▶ Short problem
Working from the top of the listing below, retype each line through the line containing "string; closable: boolean;", both included, with no pictures.
═══
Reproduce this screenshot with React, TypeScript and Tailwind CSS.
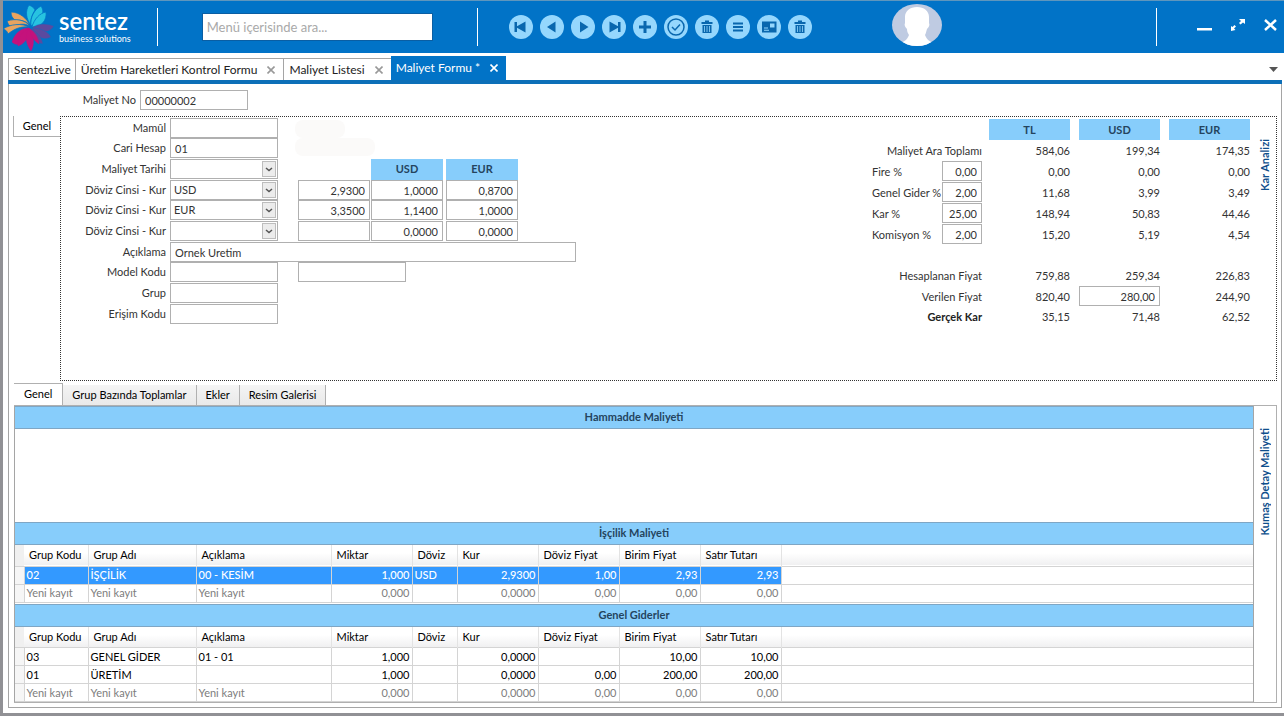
import type { ReactNode } from "react";
import clsx from "clsx";

type Tab = { title: string; closable: boolean; active?: boolean };

const tabs: Tab[] = [
  { title: "SentezLive", closable: false },
  { title: "Üretim Hareketleri Kontrol Formu", closable: true },
  { title: "Maliyet Listesi", closable: true },
  { title: "Maliyet Formu *", closable: true, active: true },
];

const columns = [
  "Grup Kodu",
  "Grup Adı",
  "Açıklama",
  "Miktar",
  "Döviz",
  "Kur",
  "Döviz Fiyat",
  "Birim Fiyat",
  "Satır Tutarı",
];

const newRow = ["Yeni kayıt", "Yeni kayıt", "Yeni kayıt", "0,000", "", "0,0000", "0,00", "0,00", "0,00"];

const laborRows = [["02", "İŞÇİLİK", "00 - KESİM", "1,000", "USD", "2,9300", "1,00", "2,93", "2,93"]];

const expenseRows = [
  ["03", "GENEL GİDER", "01 - 01", "1,000", "", "0,0000", "", "10,00", "10,00"],
  ["01", "ÜRETİM", "", "1,000", "", "0,0000", "0,00", "200,00", "200,00"],
];

const toolbar: { label: string; icon: ReactNode }[] = [
  { label: "İlk kayıt", icon: <path d="M5.500 7h2.500v4.200l8.500-4.700v11l-8.500-4.700v4.200h-2.500z" /> },
  { label: "Önceki kayıt", icon: <path d="M7 12l8.500-5.500v11z" /> },
  { label: "Sonraki kayıt", icon: <path d="M17.500 12l-8.500-5.500v11z" /> },
  { label: "Son kayıt", icon: <path d="M18.500 7h-2.500v4.200l-8.500-4.700v11l8.500-4.700v4.200h2.500z" /> },
  { label: "Yeni", icon: <path d="M10.500 6h3v4.500h4.500v3h-4.500v4.500h-3v-4.500h-4.500v-3h4.500z" /> },
  {
    label: "Kaydet",
    icon: (
      <g fill="none" stroke="currentColor" strokeWidth="1.500">
        <circle cx="12" cy="12" r="8" />
        <path d="M8 12l3 3 5-5.500" />
      </g>
    ),
  },
  { label: "Sil", icon: <TrashShape /> },
  { label: "Liste", icon: <path d="M7 7.500h10v2h-10zM7 11h10v2h-10zM7 14.500h10v2h-10z" /> },
  {
    label: "Kart",
    icon: (
      <path
        fillRule="evenodd"
        d="M5 6.500h14.500v11h-14.500zM13 8.500v4h4.500v-4zM7 12.500v1h4v-1zM7 14.700v1h5v-1z"
      />
    ),
  },
  { label: "Temizle", icon: <TrashShape /> },
];

function TrashShape() {
  return (
    <path
      fillRule="evenodd"
      d="M10 5.500h4v1.500h3.500v2h-11v-2h3.500zM7.500 10h9v8h-9zM9.200 11v6h.8v-6zM11.600 11v6h.8v-6zM14 11v6h.8v-6z"
    />
  );
}

function Logo() {
  return (
    <div className="flex items-center gap-1">
      <svg viewBox="0 0 52 48" className="h-12 w-[52px]" aria-hidden="true">
        <g fill="#e9a45f" stroke="#0173c7" strokeWidth=".8">
          <path d="M27 22C24 16 17 9 8 9 8 12 9 15 12 17 18 17 23 18 27 22z" />
          <path d="M27 23C22 17 13 15 4 18 5 21 6 23 9 24 15 21 21 20 27 23z" />
          <path d="M26 24C19 20 7 21 0 26 3 27 4 28 5 31 11 26 18 23 26 24z" />
        </g>
        <g fill="#27c3e0" stroke="#0173c7" strokeWidth=".8">
          <path d="M28 22C23 16 22 8 26 2 30 4 31 5 32 7 29 12 27 17 28 22z" />
          <path d="M28 23C27 14 31 7 38 3 42 9 40 17 28 23z" />
          <path d="M29 24C31 16 37 10 43 9 44 17 39 24 29 24z" />
        </g>
        <g fill="#5b4a9f" stroke="#0173c7" strokeWidth=".4">
          <path d="M29 25C35 20 43 20 51 23 47 30 38 31 29 25z" />
          <path d="M29 25C37 25 45 28 48 34 41 38 34 35 29 25z" />
          <path d="M28 25C35 30 39 35 40 41 33 40 29 34 28 25z" />
        </g>
        <g fill="#c4127c" stroke="#c4127c" strokeWidth=".4">
          <path d="M26 25C18 25 12 30 9 39 11 41 14 42 16 41 18 34 22 30 26 25z" />
          <path d="M26 25C18 30 14 36 15 43 22 41 26 34 26 25z" />
          <path d="M26 25C21 33 23 41 28 48 32 41 31 33 26 25z" />
          <path d="M26 25C28 33 30 37 36 41 35 33 31 29 26 25z" />
        </g>
      </svg>
      <div className="flex flex-col font-['Lato',sans-serif] text-white">
        <span className="text-2xl leading-6 font-semibold">sentez</span>
        <span className="text-[9px] leading-3">business solutions</span>
      </div>
    </div>
  );
}

function Avatar() {
  return (
    <svg viewBox="0 0 50 42" className="mb-1 ml-20 h-[42px] w-[50px]" role="img" aria-label="Kullanıcı">
      <defs>
        <clipPath id="avatar-clip">
          <ellipse cx="25" cy="21" rx="25" ry="21" />
        </clipPath>
      </defs>
      <g clipPath="url(#avatar-clip)">
        <rect width="50" height="42" fill="#bfcbe2" />
        <path
          fill="#fff"
          d="M25 3C32 3 37 7 37 13L37 19C38 21 37 23 35 25 34 28 34 29 33 31 35 36 38 38 42 39L42 42H8V39C12 38 15 36 17 31 16 29 15 28 15 25 13 23 12 21 13 19L13 13C13 7 18 3 25 3z"
        />
      </g>
    </svg>
  );
}

function Header() {
  return (
    <header className="flex h-[53px] items-center border-t border-[#5f96bd] bg-[#0173c7]">
      <Logo />
      <div className="ml-[26px] h-[38px] w-px bg-white" />
      <input
        type="text"
        aria-label="Menü araması"
        placeholder="Menü içerisinde ara..."
        className="ml-11 h-7 w-[231px] border border-[#0a5ea3] bg-white px-1 text-[13px] placeholder:text-[#a9a9a9]"
      />
      <div className="ml-11 h-[38px] w-px bg-white" />
      <div className="ml-[31px] flex gap-[7px]">
        {toolbar.map((item) => (
          <button
            key={item.label}
            type="button"
            aria-label={item.label}
            className="size-6 rounded-full bg-[#95d7fd] text-[#0967ae]"
          >
            <svg viewBox="0 0 24 24" className="size-6" fill="currentColor">
              {item.icon}
            </svg>
          </button>
        ))}
      </div>
      <Avatar />
      <div className="mr-10 ml-auto h-[38px] w-px bg-white" />
      <div className="flex items-center gap-[19px] pr-[7px] pb-1 text-white">
        <button type="button" aria-label="Küçült">
          <svg viewBox="0 0 15 12" className="h-3 w-[15px]" fill="currentColor">
            <path d="M0 9h15v2.500h-15z" />
          </svg>
        </button>
        <button type="button" aria-label="Geri yükle">
          <svg viewBox="0 0 14 12" className="h-3 w-3.5" fill="currentColor">
            <path d="M8 0h6v5l-2-1.500-2.500 2-1.500-1.500 2-2zM0 7l1.500 1 2-2 1.500 1.500-2 2 1.500 1.500-4.500 1z" />
          </svg>
        </button>
        <button type="button" aria-label="Kapat">
          <svg viewBox="0 0 13 12" className="h-3 w-[13px]" fill="none" stroke="currentColor" strokeWidth="2.500">
            <path d="M1 1l11 10M12 1l-11 10" />
          </svg>
        </button>
      </div>
    </header>
  );
}

function TabBar() {
  return (
    <nav className="mr-0.5 ml-[5px] flex h-[31px] items-end border-b-4 border-[#0d6fb8] text-xs text-[#222]">
      {tabs.map((tab) => (
        <div
          key={tab.title}
          className={clsx(
            "flex items-center",
            tab.active ? "h-6 bg-[#0173c7] text-white" : "h-[22px] border-t border-l border-[#a5a5a5]",
          )}
        >
          <button type="button" className={clsx("pl-[5px]", tab.closable ? "pr-2.5" : "pr-1")}>
            {tab.title}
          </button>
          {tab.closable && (
            <button
              type="button"
              aria-label={`${tab.title} kapat`}
              className={clsx("pr-2", tab.active ? "text-white" : "text-[#999]")}
            >
              <svg viewBox="0 0 8 8" className="size-2" fill="none" stroke="currentColor" strokeWidth="1.600">
                <path d="M.5.5l7 7M7.500.5l-7 7" />
              </svg>
            </button>
          )}
        </div>
      ))}
      <button type="button" aria-label="Sekmeler" className="mr-1 mb-2 ml-auto">
        <svg viewBox="0 0 9 5" className="h-[5px] w-[9px]" fill="#555">
          <path d="M0 0h9l-4.500 5z" />
        </svg>
      </button>
    </nav>
  );
}

type FieldProps = { label: string; id: string; children?: ReactNode };

function Field({ label, id, children }: FieldProps) {
  return (
    <div className="flex items-start">
      <label htmlFor={id} className="w-[109px] pr-1 text-right leading-5 whitespace-nowrap">
        {label}
      </label>
      {children}
    </div>
  );
}

type TextBoxProps = { id?: string; label?: string; value?: string; className?: string };

function TextBox({ id, label, value = "", className }: TextBoxProps) {
  return (
    <input
      id={id}
      type="text"
      aria-label={label}
      defaultValue={value}
      className={clsx("h-5 border border-[#b0b0b0] bg-white px-1", className)}
    />
  );
}

function SelectBox({ id, value = "" }: { id: string; value?: string }) {
  return (
    <div className="relative">
      <select
        id={id}
        defaultValue={value}
        className="h-5 w-[108px] appearance-none border border-[#b0b0b0] bg-white px-[3px]"
      >
        <option value={value}>{value}</option>
      </select>
      <span className="pointer-events-none absolute top-0.5 right-0.5 flex h-4 w-3.5 items-center justify-center border border-[#bdbdbd] bg-[#ececec]">
        <svg viewBox="0 0 8 5" className="h-[5px] w-2" fill="none" stroke="#555" strokeWidth="1.500">
          <path d="M1 1l3 2.500 3-2.500" />
        </svg>
      </span>
    </div>
  );
}

type RateRowProps = { id: string; currency?: string; rate?: string; usd: string; eur: string };

function RateRow({ id, currency, rate, usd, eur }: RateRowProps) {
  return (
    <Field label="Döviz Cinsi - Kur" id={id}>
      <SelectBox id={id} value={currency} />
      <TextBox label="Kur" value={rate} className="ml-5 w-[72px] text-right" />
      <TextBox label="USD kuru" value={usd} className="ml-px w-[72px] text-right" />
      <TextBox label="EUR kuru" value={eur} className="ml-[3px] w-[72px] text-right" />
    </Field>
  );
}

function CostFields() {
  return (
    <div className="grid grid-rows-[20px_21px_21px_20px_21px_21px_20px_21px_21px_20px] pt-px">
      <Field label="Mamûl" id="mamul">
        <TextBox id="mamul" className="w-[108px]" />
        <span className="mt-0.5 ml-[17px] h-[18px] w-[50px] rounded-lg bg-[#fbfaf9]" />
      </Field>
      <Field label="Cari Hesap" id="cari">
        <TextBox id="cari" value="01" className="w-[108px]" />
        <span className="ml-[17px] h-[18px] w-20 rounded-lg bg-[#fbfaf9]" />
      </Field>
      <Field label="Maliyet Tarihi" id="tarih">
        <SelectBox id="tarih" />
        <span className="ml-[93px] h-[21px] w-[72px] bg-[#87cdfb] text-center leading-5 font-bold text-[#24445e]">
          USD
        </span>
        <span className="ml-[3px] h-[21px] w-[72px] bg-[#87cdfb] text-center leading-5 font-bold text-[#24445e]">
          EUR
        </span>
      </Field>
      <RateRow id="doviz-1" currency="USD" rate="2,9300" usd="1,0000" eur="0,8700" />
      <RateRow id="doviz-2" currency="EUR" rate="3,3500" usd="1,1400" eur="1,0000" />
      <RateRow id="doviz-3" usd="0,0000" eur="0,0000" />
      <Field label="Açıklama" id="aciklama">
        <TextBox id="aciklama" value="Ornek Uretim" className="w-[406px]" />
      </Field>
      <Field label="Model Kodu" id="model">
        <TextBox id="model" className="w-[108px]" />
        <TextBox label="Model adı" className="ml-5 w-[108px]" />
      </Field>
      <Field label="Grup" id="grup">
        <TextBox id="grup" className="w-[108px]" />
      </Field>
      <Field label="Erişim Kodu" id="erisim">
        <TextBox id="erisim" className="w-[108px]" />
      </Field>
    </div>
  );
}

type AnalysisRowProps = {
  label: string;
  id?: string;
  percent?: string;
  values: string[];
  editable?: boolean;
  bold?: boolean;
};

function AnalysisRow({ label, id, percent, values, editable, bold }: AnalysisRowProps) {
  return (
    <div className="flex gap-[7px] leading-[21px]">
      {percent ? (
        <div className="flex w-[110px] justify-between">
          <label htmlFor={id} className="whitespace-nowrap">
            {label}
          </label>
          <TextBox id={id} value={percent} className="w-10 text-right" />
        </div>
      ) : (
        <div className={clsx("w-[110px] text-right whitespace-nowrap", bold && "font-bold text-[#222]")}>{label}</div>
      )}
      <div className="flex gap-[9px]">
        {values.map((value, i) =>
          editable && i === 1 ? (
            <TextBox key={i} label={label} value={value} className="w-[81px] text-right" />
          ) : (
            <span key={i} className="w-[81px] text-right">
              {value}
            </span>
          ),
        )}
      </div>
    </div>
  );
}

function ProfitAnalysis() {
  return (
    <div className="mr-1 ml-auto grid grid-rows-[21px_21px_21px_21px_21px_20px_21px_21px_20px_21px] pt-0.5">
      <div className="flex justify-end gap-[9px]">
        {["TL", "USD", "EUR"].map((name) => (
          <span key={name} className="w-[81px] bg-[#87cdfb] text-center leading-[21px] font-bold text-[#24445e]">
            {name}
          </span>
        ))}
      </div>
      <AnalysisRow label="Maliyet Ara Toplamı" values={["584,06", "199,34", "174,35"]} />
      <AnalysisRow label="Fire %" id="fire" percent="0,00" values={["0,00", "0,00", "0,00"]} />
      <AnalysisRow label="Genel Gider %" id="gider" percent="2,00" values={["11,68", "3,99", "3,49"]} />
      <AnalysisRow label="Kar %" id="kar" percent="25,00" values={["148,94", "50,83", "44,46"]} />
      <AnalysisRow label="Komisyon %" id="komisyon" percent="2,00" values={["15,20", "5,19", "4,54"]} />
      <div />
      <AnalysisRow label="Hesaplanan Fiyat" values={["759,88", "259,34", "226,83"]} />
      <AnalysisRow label="Verilen Fiyat" values={["820,40", "280,00", "244,90"]} editable />
      <AnalysisRow label="Gerçek Kar" values={["35,15", "71,48", "62,52"]} bold />
    </div>
  );
}

function SideTab({ children }: { children: ReactNode }) {
  return (
    <div className="flex w-[22px] shrink-0 justify-center pt-[22px]">
      <button
        type="button"
        className="h-fit rotate-180 leading-4 font-bold whitespace-nowrap text-[#0f4f8c] [writing-mode:vertical-rl]"
      >
        {children}
      </button>
    </div>
  );
}

function SectionTitle({ children }: { children: ReactNode }) {
  return (
    <h2 className="h-[23px] border-y border-[#7fa6c4] bg-[#87cdfb] text-center leading-5 font-bold text-[#24445e]">
      {children}
    </h2>
  );
}

function isNumeric(column: number) {
  return column === 3 || column > 4;
}

function CostTable({ rows, selected }: { rows: string[][]; selected?: number }) {
  return (
    <table className="w-full table-fixed border-collapse text-black">
      <colgroup>
        <col className="w-[9px]" />
        <col className="w-16" />
        <col className="w-[108px]" />
        <col className="w-[135px]" />
        <col className="w-[81px]" />
        <col className="w-[45px]" />
        <col className="w-[81px]" />
        <col className="w-[81px]" />
        <col className="w-[81px]" />
        <col className="w-[81px]" />
        <col />
      </colgroup>
      <thead>
        <tr className="h-[21px] border-b border-[#d4d4d4] bg-linear-to-b from-white from-40% to-[#f0f0f1] leading-5">
          <th className="bg-[#f0f0f0]" />
          {columns.map((column) => (
            <th key={column} className="border-r border-[#e3e3e3] pl-[5px] text-left font-normal whitespace-nowrap">
              {column}
            </th>
          ))}
          <th />
        </tr>
      </thead>
      <tbody>
        {[...rows, newRow].map((row, index) => (
          <tr
            key={index}
            className={clsx("h-[18px] border-b border-[#d4d4d4] leading-4", index === rows.length && "text-[#7d7d7d]")}
          >
            <td className="border-r border-[#d4d4d4] bg-[#f6f6f6]" />
            {row.map((cell, column) => (
              <td
                key={column}
                className={clsx(
                  "border-r border-[#d4d4d4] whitespace-nowrap",
                  isNumeric(column) ? "pr-0.5 text-right" : "pl-0.5",
                  index === selected && "bg-[#3399ff] font-medium text-white",
                )}
              >
                {cell}
              </td>
            ))}
            <td />
          </tr>
        ))}
      </tbody>
    </table>
  );
}

function DetailTabs() {
  return (
    <div className="flex items-end text-black">
      <button type="button" className="h-[22px] border-t border-r border-[#b0b0b0] bg-white px-2.5">
        Genel
      </button>
      {["Grup Bazında Toplamlar", "Ekler", "Resim Galerisi"].map((title) => (
        <button
          key={title}
          type="button"
          className="h-5 border-r border-[#b0b0b0] bg-linear-to-b from-[#f4f4f4] to-[#e9e9e9] px-[9px]"
        >
          {title}
        </button>
      ))}
    </div>
  );
}

export default function App() {
  return (
    <div className="flex min-h-screen flex-col border-b-[3px] border-l-[3px] border-[#919195] bg-white font-['Lato','Open_Sans',sans-serif] text-[11px] text-[#333]">
      <Header />
      <TabBar />
      <main className="mr-0.5 mb-[5px] ml-[5px] flex grow flex-col border border-t-0 border-[#a5a5a5] pr-1 pb-1 pl-1">
        <div className="flex py-1.5">
          <label htmlFor="maliyet-no" className="w-[127px] pr-1 text-right leading-5">
            Maliyet No
          </label>
          <TextBox id="maliyet-no" value="00000002" className="w-[108px]" />
        </div>

        <div className="flex items-start">
          <button type="button" className="h-[21px] w-[47px] border-b border-l border-[#b0b0b0] text-black">
            Genel
          </button>
          <section className="flex h-[265px] grow border border-dotted border-[#333]">
            <CostFields />
            <ProfitAnalysis />
            <SideTab>Kar Analizi</SideTab>
          </section>
        </div>

        <div className="mt-0.5 ml-px flex grow flex-col">
          <DetailTabs />
          <section className="flex grow border-t border-r border-b border-[#b0b0b0]">
            <div className="flex grow flex-col border-r border-l border-[#a5a5a5]">
              <SectionTitle>Hammadde Maliyeti</SectionTitle>
              <div className="min-h-20 grow" />
              <SectionTitle>İşçilik Maliyeti</SectionTitle>
              <CostTable rows={laborRows} selected={0} />
              <div className="h-px" />
              <SectionTitle>Genel Giderler</SectionTitle>
              <CostTable rows={expenseRows} />
            </div>
            <SideTab>Kumaş Detay Maliyeti</SideTab>
          </section>
        </div>
      </main>
    </div>
  );
}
═══
▶ Answer to this exercise
Reproduce this screenshot with React, TypeScript and Tailwind CSS.
import type { ReactNode } from "react";
import clsx from "clsx";

type Tab = { title: string; closable: boolean; active?: boolean };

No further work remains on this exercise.